Several of the reform bills pending this year have failed to move forward for years in the General Assembly, and advocates are stressing the need for substantive changes to state law.

“America’s policing system is not broken. It’s working exactly how it was designed to from its inception in the 19th century when white people were recruited to track down and catch Black people who were enslaved, to now when police disproportionately track, brutalize and kill people,” said Yanet Amanuel, a public policy advocate for the American Civil Liberties Union of Maryland. “America’s policing system’s roots were birthed and are grounded in white supremacy.”

“Legislators owe it to the victims of police violence and their families to move their Black Lives Matter tweets and posts into action this legislative session,” she asserted. “Power over law enforcement must shift into the hands of the community, and we must end the failed practice of the police policing themselves.” 

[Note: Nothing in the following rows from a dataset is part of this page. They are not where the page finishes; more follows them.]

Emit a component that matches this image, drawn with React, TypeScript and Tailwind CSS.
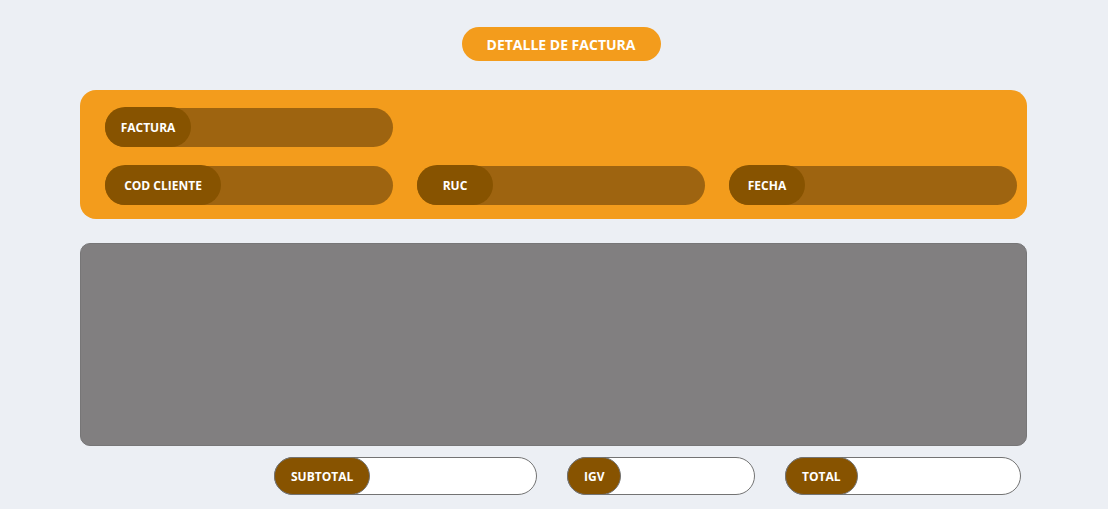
const font = { fontFamily: '"Open Sans", "Noto Sans", sans-serif' };

function DarkField({ label, labelWidth }: { label: string; labelWidth: string }) {
  return (
    <div className="flex h-[39px] w-[288px] items-center rounded-full bg-[#9e6410]">
      <div
        className={`flex h-[40px] ${labelWidth} -mt-px items-center justify-center rounded-full bg-[#875300] pt-[2px] text-[12px] font-bold text-white`}
      >
        {label}
      </div>
    </div>
  );
}

function LightField({ label, width }: { label: string; width: string }) {
  return (
    <div className={`flex h-[38px] ${width} items-stretch rounded-full border border-[#737373] bg-white`}>
      <div className="-my-px -ml-px flex items-center rounded-full border border-[#737373] bg-[#875300] px-4 pt-[2px] text-[12px] font-bold text-white">
        {label}
      </div>
    </div>
  );
}

export default function App() {
  return (
    <div className="min-h-[509px] w-full bg-[#eceff4] pt-[27px]" style={font}>
      <div className="flex justify-center pl-[14px]">
        <div className="flex h-[34px] w-[199px] items-center justify-center rounded-full bg-[#f39c1c] text-[14px] font-bold text-white">
          DETALLE DE FACTURA
        </div>
      </div>

      <div className="ml-[80px] mr-[81px] mt-[29px] flex h-[129px] flex-col gap-[19px] rounded-[16px] bg-[#f39c1c] pl-[25px] pt-[18px]">
        <DarkField label="FACTURA" labelWidth="w-[86px]" />
        <div className="flex gap-[24px]">
          <DarkField label="COD CLIENTE" labelWidth="w-[116px]" />
          <DarkField label="RUC" labelWidth="w-[76px]" />
          <DarkField label="FECHA" labelWidth="w-[76px]" />
        </div>
      </div>

      <div className="ml-[80px] mr-[81px] mt-[24px] h-[203px] rounded-[10px] border border-[#777677] bg-[#817f80]" />

      <div className="mt-[11px] flex pl-[274px]">
        <LightField label="SUBTOTAL" width="w-[263px]" />
        <div className="ml-[30px]">
          <LightField label="IGV" width="w-[188px]" />
        </div>
        <div className="ml-[30px]">
          <LightField label="TOTAL" width="w-[236px]" />
        </div>
      </div>
    </div>
  );
}
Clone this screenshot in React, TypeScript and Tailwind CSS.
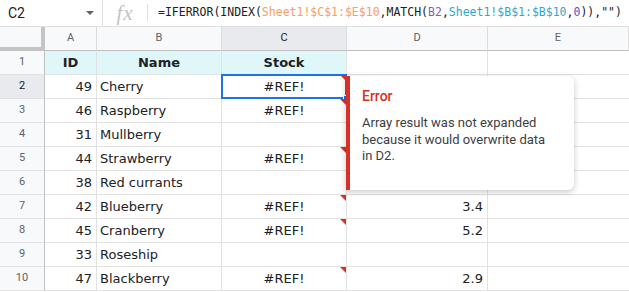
import React from "react";

const rows = [
  { id: "49", name: "Cherry", stock: "#REF!", d: "", err: true },
  { id: "46", name: "Raspberry", stock: "#REF!", d: "", err: true },
  { id: "31", name: "Mullberry", stock: "", d: "", err: false },
  { id: "44", name: "Strawberry", stock: "#REF!", d: "", err: true },
  { id: "38", name: "Red currants", stock: "", d: "", err: false },
  { id: "42", name: "Blueberry", stock: "#REF!", d: "3.4", err: true },
  { id: "45", name: "Cranberry", stock: "#REF!", d: "5.2", err: true },
  { id: "33", name: "Roseship", stock: "", d: "", err: false },
  { id: "47", name: "Blackberry", stock: "#REF!", d: "2.9", err: true },
];

const cols = "grid grid-cols-[45px_52px_125px_125px_141px_141px]";

function ErrorMark() {
  return (
    <div className="absolute top-0 right-0 w-[6px] h-[6px] bg-[#d93025] [clip-path:polygon(0_0,100%_0,100%_100%)]" />
  );
}

export default function App() {
  return (
    <div className="w-[629px] h-[292px] overflow-hidden bg-white relative font-['DejaVu_Sans',sans-serif] text-[13px] text-[#202124]">
      {/* formula bar */}
      <div className="h-[27px] flex items-stretch border-b border-[#e0e0e0]">
        <div className="w-[103px] flex items-center justify-between pl-2 pr-[8px] border-r border-[#e0e0e0] font-['Roboto',sans-serif] text-[14px] text-[#202124]">
          <span>C2</span>
          <span className="w-0 h-0 border-l-[4px] border-r-[4px] border-t-[4px] border-l-transparent border-r-transparent border-t-[#5f6368]" />
        </div>
        <div className="w-[44px] flex items-center justify-center">
          <span className="font-['Liberation_Serif',serif] italic text-[21px] text-[#c4c4c4] leading-none tracking-[1px]">fx</span>
        </div>
        <div className="w-px my-[4px] bg-[#e0e0e0]" />
        <div className="flex items-center pl-[10px] font-['DejaVu_Sans_Mono',monospace] text-[11.5px] whitespace-nowrap text-[#202124]">
          <span>=IFERROR(INDEX(</span>
          <span className="text-[#f4a060]">Sheet1!$C$1:$E$10</span>
          <span>,MATCH(</span>
          <span className="text-[#8e5cb0]">B2</span>
          <span>,</span>
          <span className="text-[#2fa8c8]">Sheet1!$B$1:$B$10</span>
          <span>,</span>
          <span className="text-[#4b57c4]">0</span>
          <span>)),""</span>
          <span>)</span>
        </div>
      </div>

      {/* column headers */}
      <div className={`${cols} h-[24px] font-['Roboto',sans-serif] text-[11px] text-[#5f6368]`}>
        <div className="bg-[#f8f9fa] border-r-4 border-b-4 border-[#c4c4c4]" />
        {["A", "B", "C", "D", "E"].map((c) => (
          <div
            key={c}
            className={`flex items-center justify-center border-r border-b border-b-[#c0c0c0] border-r-[#dcdcdc] ${
              c === "C" ? "bg-[#e8eaed] text-[#202124]" : "bg-[#f8f9fa]"
            }`}
          >
            {c}
          </div>
        ))}
      </div>

      {/* row 1 */}
      <div className={`${cols} h-[24px]`}>
        <div className="flex items-center justify-center bg-[#f8f9fa] border-r border-b border-r-[#c0c0c0] border-b-[#e2e2e2] font-['Roboto',sans-serif] text-[11px] text-[#5f6368]">
          1
        </div>
        <div className="flex items-center justify-center bg-[#e0f7fa] border-r border-b border-[#e2e2e2] font-bold">ID</div>
        <div className="flex items-center justify-center bg-[#e0f7fa] border-r border-b border-[#e2e2e2] font-bold">Name</div>
        <div className="flex items-center justify-center bg-[#e0f7fa] border-r border-b border-[#e2e2e2] font-bold">Stock</div>
        <div className="border-r border-b border-[#e2e2e2]" />
        <div className="border-b border-[#e2e2e2]" />
      </div>

      {rows.map((r, i) => {
        const n = i + 2;
        const selected = n === 2;
        return (
          <div key={n} className={`${cols} h-[24px]`}>
            <div
              className={`flex items-center justify-center border-r border-b border-r-[#c0c0c0] border-b-[#e2e2e2] font-['Roboto',sans-serif] text-[11px] ${
                selected ? "bg-[#e8eaed] text-[#202124]" : "bg-[#f8f9fa] text-[#5f6368]"
              }`}
            >
              {n}
            </div>
            <div className="flex items-center justify-end pr-[4px] border-r border-b border-[#e2e2e2]">{r.id}</div>
            <div className="flex items-center pl-[3px] border-r border-b border-[#e2e2e2]">{r.name}</div>
            <div className="relative flex items-center justify-center border-r border-b border-[#e2e2e2]">
              {r.stock}
              {r.err && <ErrorMark />}
              {selected && (
                <>
                  <div className="absolute -top-px -left-px -right-px -bottom-px border-2 border-[#1a73e8]" />
                  <div className="absolute -right-[3px] -bottom-[3px] w-[6px] h-[6px] bg-[#1a73e8] border border-white" />
                </>
              )}
            </div>
            <div className="flex items-center justify-end pr-[4px] border-r border-b border-[#e2e2e2]">{r.d}</div>
            <div className="border-b border-[#e2e2e2]" />
          </div>
        );
      })}

      {/* error tooltip */}
      <div className="absolute left-[346px] top-[76px] w-[228px] h-[114px] bg-white border-l-4 border-[#d93025] rounded-r-[6px] shadow-[0_2px_6px_rgba(0,0,0,0.22)] pl-[12px] pt-[11px] font-['Roboto',sans-serif]">
        <div className="text-[14px] font-medium text-[#d93025] leading-[18px]">Error</div>
        <div className="mt-[10px] w-[190px] text-[13px] leading-[16.5px] text-[#3c4043]">
          Array result was not expanded because it would overwrite data in D2.
        </div>
      </div>
    </div>
  );
}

“Anything that doesn’t achieve this is not enough.”

Carter said that “legislative failures of the past” have led to the spate of police custody deaths Maryland has seen in the last few years.

“We did not need to witness the killing of George Floyd to understand the gravity of this problem right here in Maryland,” said Carter. “When we abolished the death penalty in Maryland, we should have also made it clear that extrajudicial killings must also be repealed; that we will not allow law enforcement officers to act as arrestor, prosecutor, judge, jury and executioner on the street.” 

Ultimately, Owens said survivors of police brutality are looking for accountability.

I would just like to ask lawmakers: What is your problem?” Owens asked. “Why are you OK watching us die in the street like this? Why are you OK watching people, that you have some level of control over, do this without any type of disciplinary action?”

“I want William Green’s name to be nationwide. I want what happened to him to be nationwide,” she said. “I want it to just be well known in PG County so that when PG County goes to vote, they vote for people who make sure that they’re not the next William Green ― that their child is not the next William Green.”